AMD Ryzen 8000G Processor List
AMD Ryzen 8000G Processor List

In addition to the new Ryzen 8000G SKus, AMD has a new Ryzen 7 5700X3D with 100MB of cache and lower-end Ryzen 7 5700, Ryzen 5 5600GT and Ryzen 5 5500GT parts. These are for folks upgrading AM4 platforms.

AMD Ryzen 5000 Series Update 2024
AMD Ryzen 5000 Series Update 2024

AMD also released an eye chart of its 2024 desktop platforms. While AMD does have Ryzen AI SKUs, those are limited to just two SKUs on a long list of parts. If you buy the highest-end parts, then you do not get Ryzen AI.

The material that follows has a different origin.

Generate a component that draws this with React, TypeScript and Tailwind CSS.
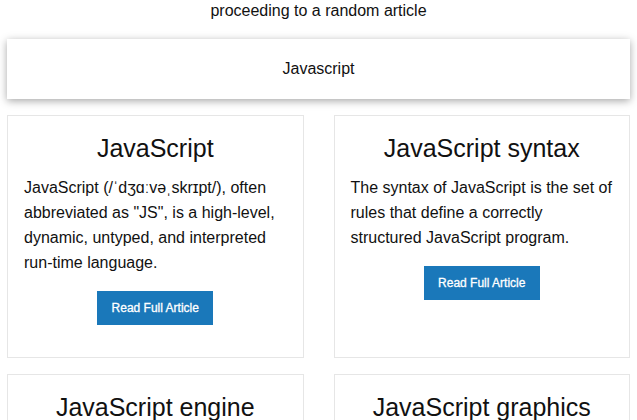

AMD Desktop Platforms For 2024
AMD Desktop Platforms For 2024

AMD told us the new parts will have the following suggested pricing:

  • AMD Ryzen 7 8700G: $329 USD
  • AMD Ryzen 5 8600G: $229 USD
  • AMD Ryzen 5 8500G: $179 USD

Final Words

AMD is now a participant in the AI PC era, but there is a long way to go. Our sense is that we will see more parts with the NPU in the future. Microsoft is pushing the AI PC with its ecosystem. This is a great way for Microsoft to draw a line for obsoleting older PCs, just as it did with systems at the Windows 11 launch. While AMD has some parts today, our sense is that the average NPU performance in a year will be well beyond what it is today, and scaling much faster than x86 compute.

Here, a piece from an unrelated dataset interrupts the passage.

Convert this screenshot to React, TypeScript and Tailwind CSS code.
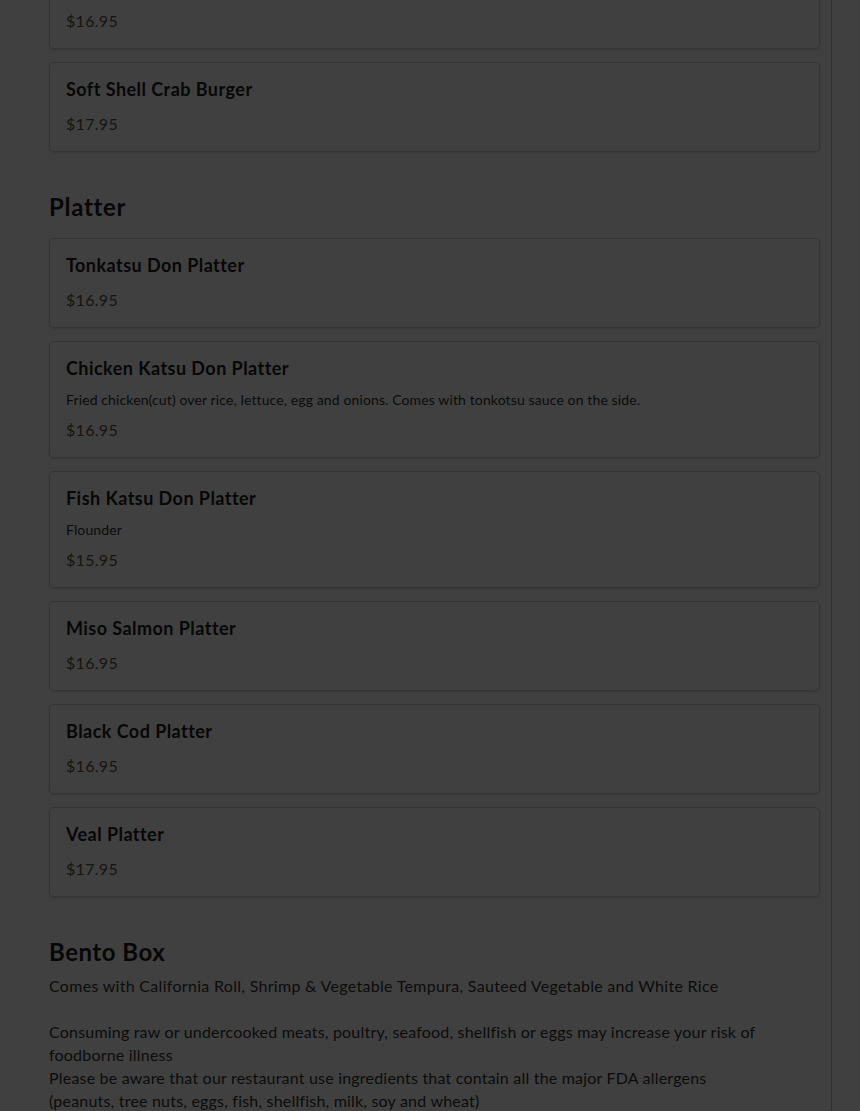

To us, what may be more interesting is using these in server motherboards. A built-in NPU, if supported, might take away the need for lower-end AI inference accelerators like a NVIDIA T4/ L4 in servers like the ASRock Rack AM5D4ID-2T BCM we reviewed recently.

5 COMMENTS

  1. Homelabbers now impatiently waiting for the Ryzen PRO variants of these, in particular something like a Ryzen 7 PRO 8750GE. 😉

  2. I thought all the Ryzen 7000 and 8000 processors supported real (system or sideband) ECC memory in addition to the mandatory ECC in DDR5 that appears on die.

    I know PRO means more than ECC RAM. What features of the AMD PRO line are missing from the 7000 and 8000 series?

  3. Well, amd’s website says that all 4 8000g support ecc, yaaay, hopefully they wont change the specs as they did with mobile and perhaps even (some of the) previous apu gen. I guess i will wait a bit, but ilooks like i’m going to sell the am4 hp 705 with pro cpu and ship back 32gb of ecc to amazon and buy am5 with either 8600 or 8700 😀

    What is interesting, tomshw speaks abou pcie 5 support, but amd’s spec page says pcie 4.0 only

    Also, 8500g and 8300g are spec’d to have only 10 pcie lanes

  4. PRO also supports these three things:

    * DASH. Think Intel vPro IPMI. Only Ryzen PRO SKUs support DASH, otherwise you need a dedicated BMC (whereas DASH can just use an onboard NIC that supports DASH).

    * PRO SKUs have multiple memory protection and isolation features straight from EPYC. No non-PRO Ryzen SKUs support those features.

    * Last is offering the GE variants. These are super-binned chips, similar to Intel’s T and TE variants. Yes, you can run an X or G in “Eco mode” or a lower TDP, but you will not get the same performance per watt as a GE. A Ryzen 7 PRO 5750GE, in my testing, had 90-92% of the 5700Xs normal performance (not “Eco mode”) at a package power of just 39W, despite still having to power iGPU cores as well!

    The PRO SKUs have a market. They’re not for everyone, but theres a reason recyclers/disassemblers and boutique shops like Quiet PC sell them — there’s actual demand for them, and some folks are willing to pay for them. It’s a shame they’re a pain to get.

  5. How do we quantify the performance difference between parts with and without NPU?
    I find it hard to evaluate the value to consumer with the information currently available.